Dominions also has a ton of great cursed shit. Typically stuff which attracts all kinds of nasties like underworld angels, dream horrors etc to occasionally attack the wielder. Or give increased chance of insanity. Or cripple him. Too bad all of it wouldn't work in an RPG, it requires wielders to be expendable in the first place.
 

mondblut

Arcane
Joined
Aug 10, 2005
Messages
22,279
Location
Ingrija
Lightknight said:
I have yet to see a game where weapons would actually get dull after killing 20 orcs. Not reduced durability, but did lower damage.

Failure 3 (gasp!).

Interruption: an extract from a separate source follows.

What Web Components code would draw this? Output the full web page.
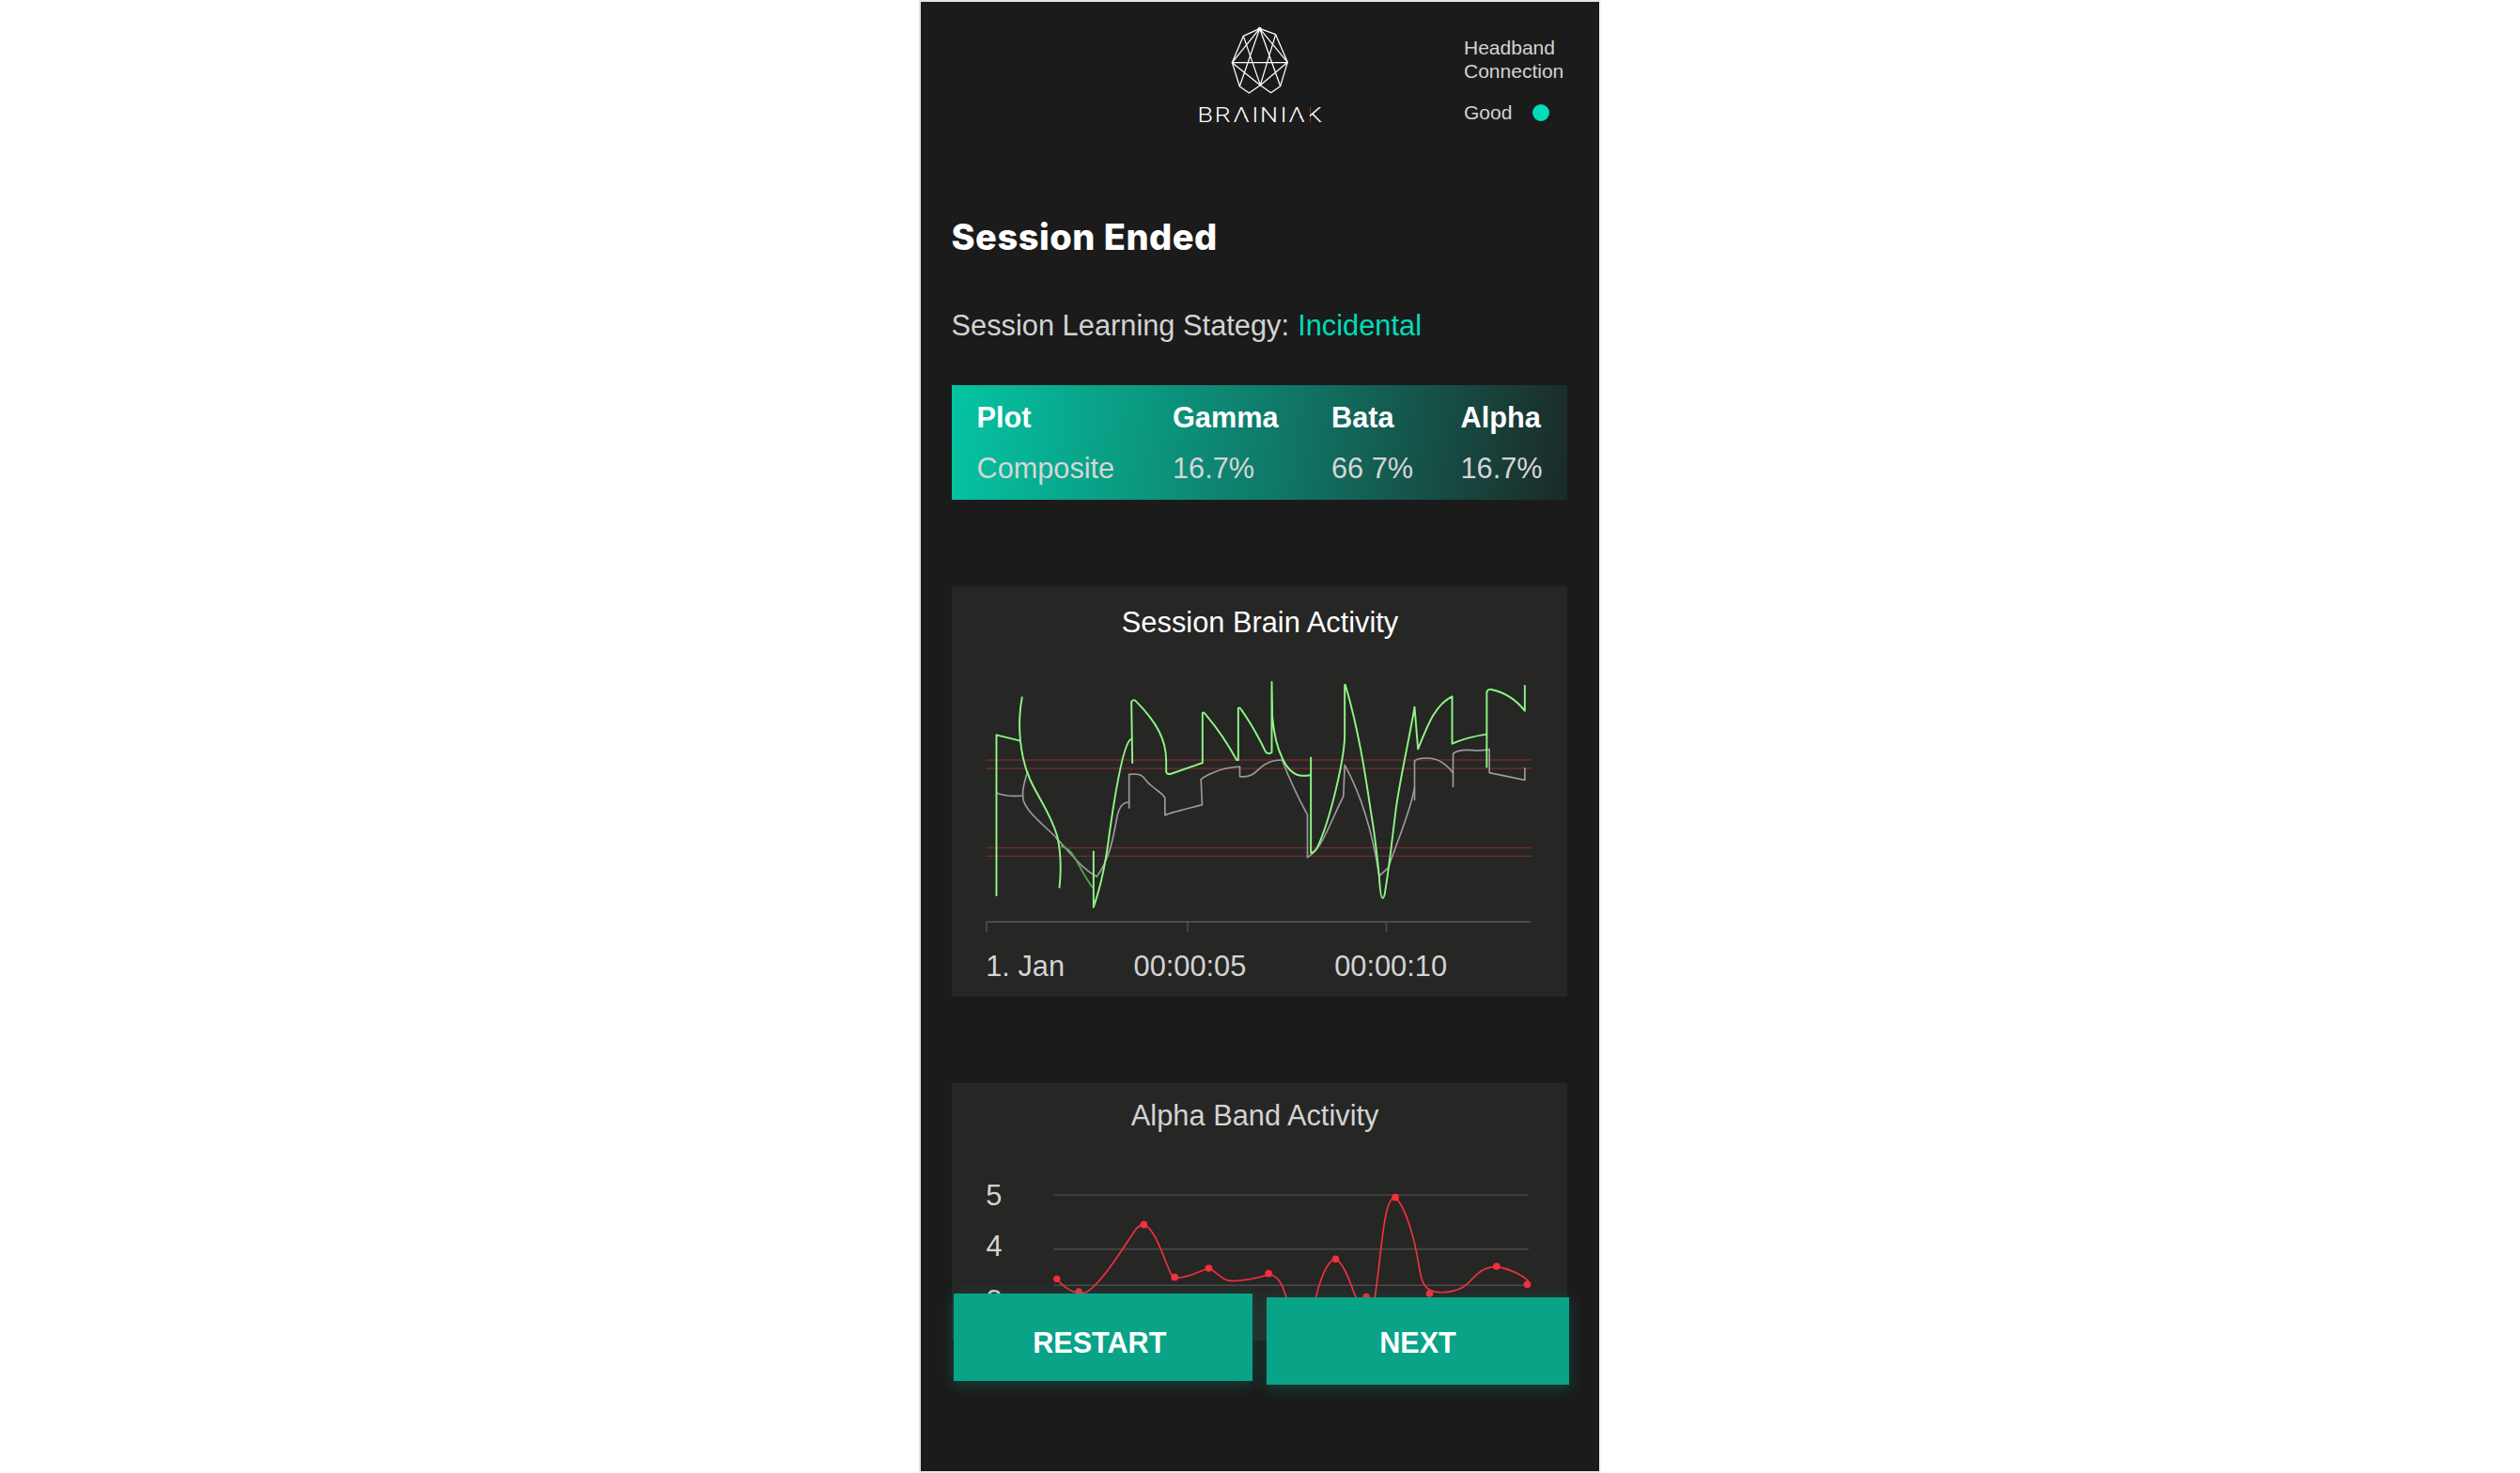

Weapons degrade by use, and their damage gets lower (which is fairly retarded for firearms, they should degrade in accuracy, not damage).

I strongly suspect the same for Betrayal at krondor/in antara, although I don't remember them stating anywhere outright that a 70% sword does less damage than a 100% one, but it is kind of expectable.
 

DraQ

Arcane
Joined
Oct 24, 2007
Messages
32,828
Location
Chrząszczyżewoszyce, powiat Łękołody
mondblut said:
Lightknight said:
I have yet to see a game where weapons would actually get dull after killing 20 orcs. Not reduced durability, but did lower damage.

Failure 3 (gasp!). Weapons degrade by use, and their damage gets lower (which is fairly retarded for firearms, they should degrade in accuracy, not damage).

I strongly suspect the same for Betrayal at krondor/in antara, although I don't remember them stating anywhere outright that a 70% sword does less damage than a 100% one, but it is kind of expectable.
Isn't that the case in TES as well? Or at least TES3.